<<<<
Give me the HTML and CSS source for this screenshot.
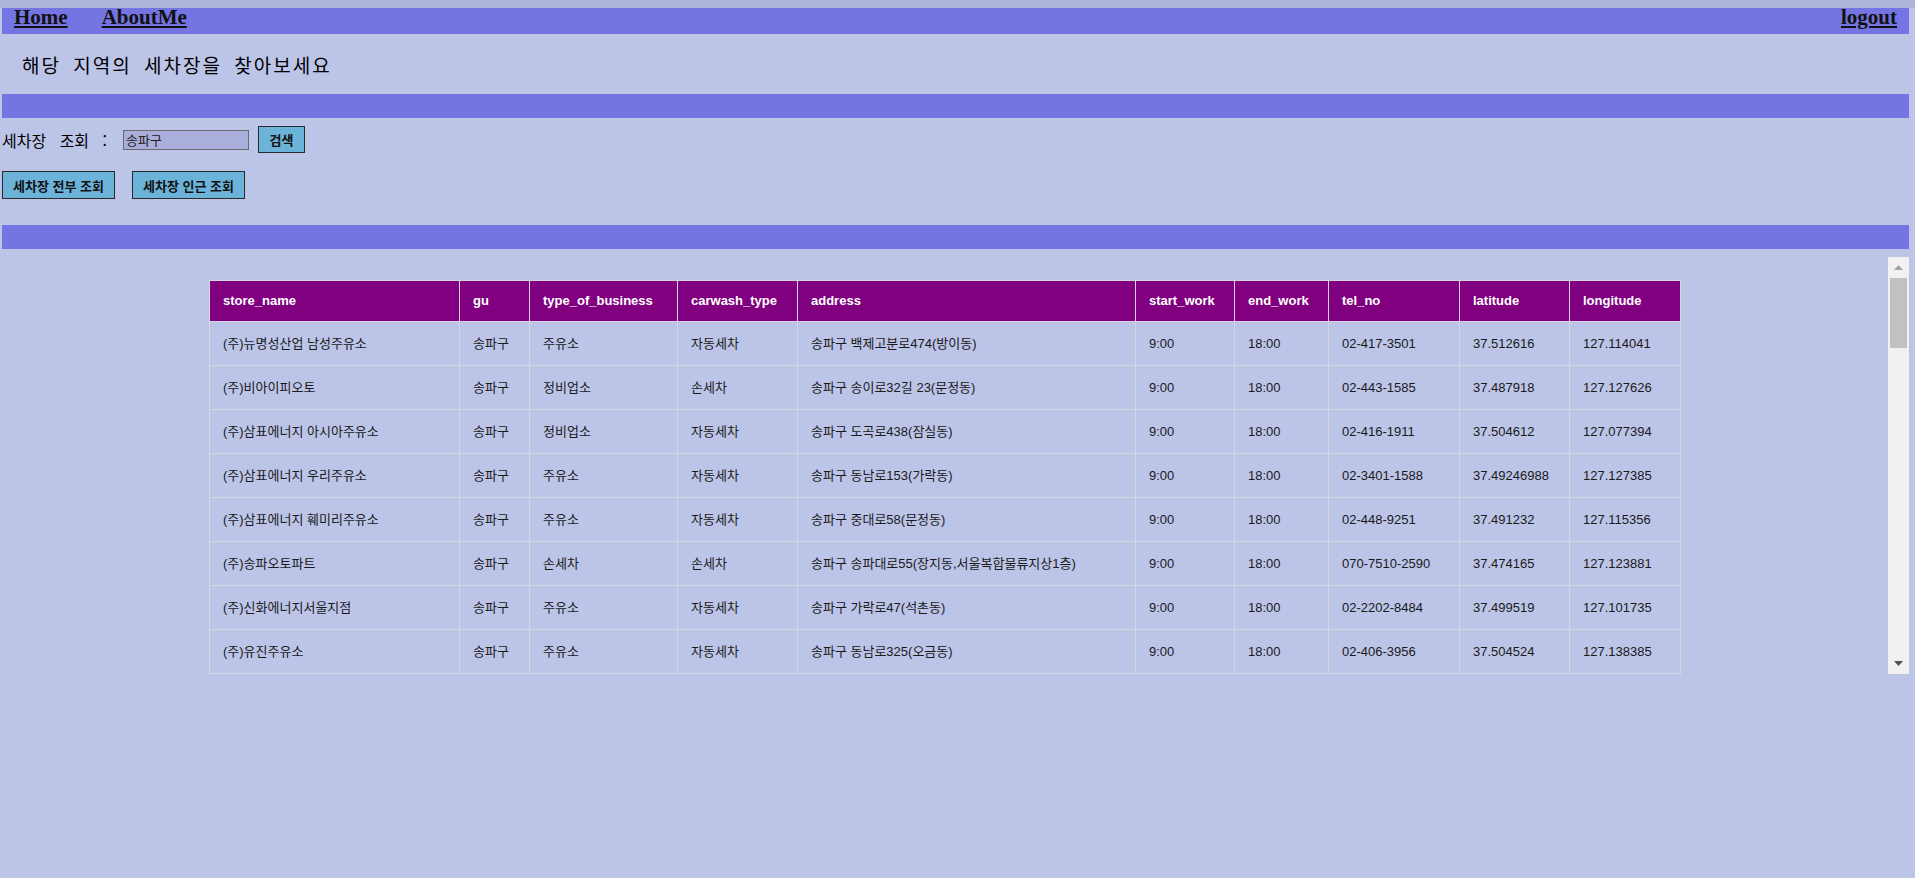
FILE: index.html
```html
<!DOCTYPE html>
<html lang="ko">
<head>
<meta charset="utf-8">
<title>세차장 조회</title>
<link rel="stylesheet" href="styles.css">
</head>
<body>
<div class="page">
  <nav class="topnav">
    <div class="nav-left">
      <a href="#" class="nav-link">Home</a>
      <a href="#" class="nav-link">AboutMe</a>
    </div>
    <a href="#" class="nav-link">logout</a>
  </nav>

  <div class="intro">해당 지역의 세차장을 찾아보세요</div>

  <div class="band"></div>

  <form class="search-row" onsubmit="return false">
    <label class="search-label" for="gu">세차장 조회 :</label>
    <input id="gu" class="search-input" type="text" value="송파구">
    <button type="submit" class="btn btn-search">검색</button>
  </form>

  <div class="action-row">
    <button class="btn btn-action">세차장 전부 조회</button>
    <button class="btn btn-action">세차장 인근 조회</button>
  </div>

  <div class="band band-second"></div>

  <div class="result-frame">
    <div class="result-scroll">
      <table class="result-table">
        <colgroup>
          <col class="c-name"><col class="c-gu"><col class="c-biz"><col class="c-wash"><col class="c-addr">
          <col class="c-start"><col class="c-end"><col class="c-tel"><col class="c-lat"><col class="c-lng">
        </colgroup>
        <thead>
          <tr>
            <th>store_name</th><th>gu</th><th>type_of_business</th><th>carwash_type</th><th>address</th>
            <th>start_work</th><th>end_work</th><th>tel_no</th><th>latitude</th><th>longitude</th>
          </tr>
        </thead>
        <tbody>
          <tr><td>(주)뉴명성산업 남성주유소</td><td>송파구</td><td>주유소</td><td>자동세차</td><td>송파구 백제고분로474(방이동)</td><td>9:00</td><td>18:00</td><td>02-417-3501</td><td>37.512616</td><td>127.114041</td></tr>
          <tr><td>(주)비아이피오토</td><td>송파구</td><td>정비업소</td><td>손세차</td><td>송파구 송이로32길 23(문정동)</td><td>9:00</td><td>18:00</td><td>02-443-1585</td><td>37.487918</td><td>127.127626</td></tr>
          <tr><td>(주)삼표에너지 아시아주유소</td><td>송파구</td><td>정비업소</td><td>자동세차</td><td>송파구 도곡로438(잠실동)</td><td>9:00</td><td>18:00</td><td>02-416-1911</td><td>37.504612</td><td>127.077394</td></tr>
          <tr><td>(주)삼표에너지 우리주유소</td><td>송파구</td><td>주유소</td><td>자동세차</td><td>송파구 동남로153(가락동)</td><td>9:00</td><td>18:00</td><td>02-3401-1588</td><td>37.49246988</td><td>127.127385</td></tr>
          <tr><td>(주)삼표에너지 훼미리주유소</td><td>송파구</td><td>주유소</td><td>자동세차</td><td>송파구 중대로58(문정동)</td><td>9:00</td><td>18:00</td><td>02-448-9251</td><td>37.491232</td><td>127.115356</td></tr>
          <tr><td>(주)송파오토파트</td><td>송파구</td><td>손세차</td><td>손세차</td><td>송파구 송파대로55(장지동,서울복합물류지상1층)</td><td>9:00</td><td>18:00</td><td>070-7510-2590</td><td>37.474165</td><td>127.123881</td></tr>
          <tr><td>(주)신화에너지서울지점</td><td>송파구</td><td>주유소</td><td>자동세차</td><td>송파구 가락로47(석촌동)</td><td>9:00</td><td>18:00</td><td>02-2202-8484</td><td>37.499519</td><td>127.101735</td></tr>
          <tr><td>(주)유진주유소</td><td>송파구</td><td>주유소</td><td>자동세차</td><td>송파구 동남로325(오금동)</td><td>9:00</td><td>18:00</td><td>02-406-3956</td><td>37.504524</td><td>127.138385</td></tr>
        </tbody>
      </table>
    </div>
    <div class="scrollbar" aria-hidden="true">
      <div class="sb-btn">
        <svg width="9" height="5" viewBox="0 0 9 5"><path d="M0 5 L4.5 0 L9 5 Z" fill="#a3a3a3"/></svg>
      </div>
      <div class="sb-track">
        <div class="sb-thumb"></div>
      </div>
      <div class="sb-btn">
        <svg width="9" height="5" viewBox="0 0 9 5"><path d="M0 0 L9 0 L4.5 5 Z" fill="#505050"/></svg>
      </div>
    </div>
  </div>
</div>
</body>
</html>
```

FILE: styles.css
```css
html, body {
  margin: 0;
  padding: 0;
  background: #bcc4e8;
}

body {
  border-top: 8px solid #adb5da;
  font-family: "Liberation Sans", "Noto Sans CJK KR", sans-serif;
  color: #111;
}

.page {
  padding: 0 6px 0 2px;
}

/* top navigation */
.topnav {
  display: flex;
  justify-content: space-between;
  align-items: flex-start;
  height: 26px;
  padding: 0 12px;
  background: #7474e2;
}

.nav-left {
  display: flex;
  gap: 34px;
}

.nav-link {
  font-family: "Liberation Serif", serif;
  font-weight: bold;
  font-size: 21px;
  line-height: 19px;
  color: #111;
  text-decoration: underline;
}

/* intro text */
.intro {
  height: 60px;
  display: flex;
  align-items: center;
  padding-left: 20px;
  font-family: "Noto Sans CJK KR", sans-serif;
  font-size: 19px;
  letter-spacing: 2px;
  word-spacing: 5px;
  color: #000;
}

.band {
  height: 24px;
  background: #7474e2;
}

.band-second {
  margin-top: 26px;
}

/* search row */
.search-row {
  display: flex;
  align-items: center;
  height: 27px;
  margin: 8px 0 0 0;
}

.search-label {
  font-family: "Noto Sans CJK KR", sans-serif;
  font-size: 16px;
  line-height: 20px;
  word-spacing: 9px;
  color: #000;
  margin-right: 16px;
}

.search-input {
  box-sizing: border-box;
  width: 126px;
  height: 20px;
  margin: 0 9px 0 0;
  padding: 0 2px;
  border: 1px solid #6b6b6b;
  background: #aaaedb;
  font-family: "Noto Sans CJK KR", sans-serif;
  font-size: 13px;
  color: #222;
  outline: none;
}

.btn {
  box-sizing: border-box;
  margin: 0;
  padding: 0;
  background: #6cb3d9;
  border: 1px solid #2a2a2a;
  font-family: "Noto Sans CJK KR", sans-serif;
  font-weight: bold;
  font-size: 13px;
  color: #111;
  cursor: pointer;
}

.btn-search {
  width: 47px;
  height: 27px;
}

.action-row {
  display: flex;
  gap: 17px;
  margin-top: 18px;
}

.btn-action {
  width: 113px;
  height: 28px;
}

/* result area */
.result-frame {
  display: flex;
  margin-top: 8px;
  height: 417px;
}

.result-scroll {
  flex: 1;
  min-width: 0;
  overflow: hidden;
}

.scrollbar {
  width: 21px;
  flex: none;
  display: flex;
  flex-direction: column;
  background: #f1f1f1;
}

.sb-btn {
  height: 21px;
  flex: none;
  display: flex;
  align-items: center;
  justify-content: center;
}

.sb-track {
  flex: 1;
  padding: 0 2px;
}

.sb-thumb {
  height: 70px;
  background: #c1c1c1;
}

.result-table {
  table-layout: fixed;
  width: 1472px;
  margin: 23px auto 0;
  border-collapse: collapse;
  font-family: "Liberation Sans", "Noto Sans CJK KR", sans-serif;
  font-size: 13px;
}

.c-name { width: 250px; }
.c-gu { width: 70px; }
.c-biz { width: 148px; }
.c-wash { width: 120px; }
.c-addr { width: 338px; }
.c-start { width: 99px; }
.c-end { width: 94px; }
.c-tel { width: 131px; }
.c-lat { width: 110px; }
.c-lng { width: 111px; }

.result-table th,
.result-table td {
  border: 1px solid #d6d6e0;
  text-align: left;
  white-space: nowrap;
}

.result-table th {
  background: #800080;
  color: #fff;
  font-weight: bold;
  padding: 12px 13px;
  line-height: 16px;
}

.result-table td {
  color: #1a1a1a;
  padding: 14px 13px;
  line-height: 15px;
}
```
>>>>
<<<<
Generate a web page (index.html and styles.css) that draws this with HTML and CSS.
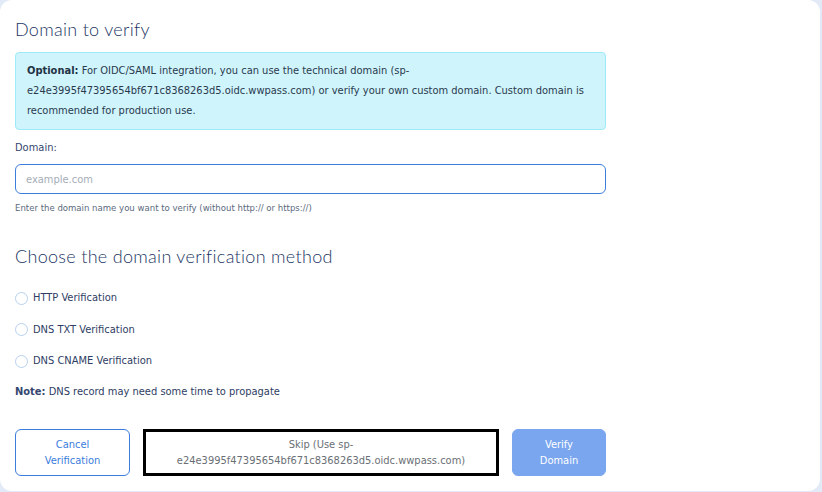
>>>>
• Written instruction: From the entries, copy out each line containing the word "index".

• Response to the task:
FILE: index.html
Generate a web page (index.html and styles.css) that draws this with HTML and CSS.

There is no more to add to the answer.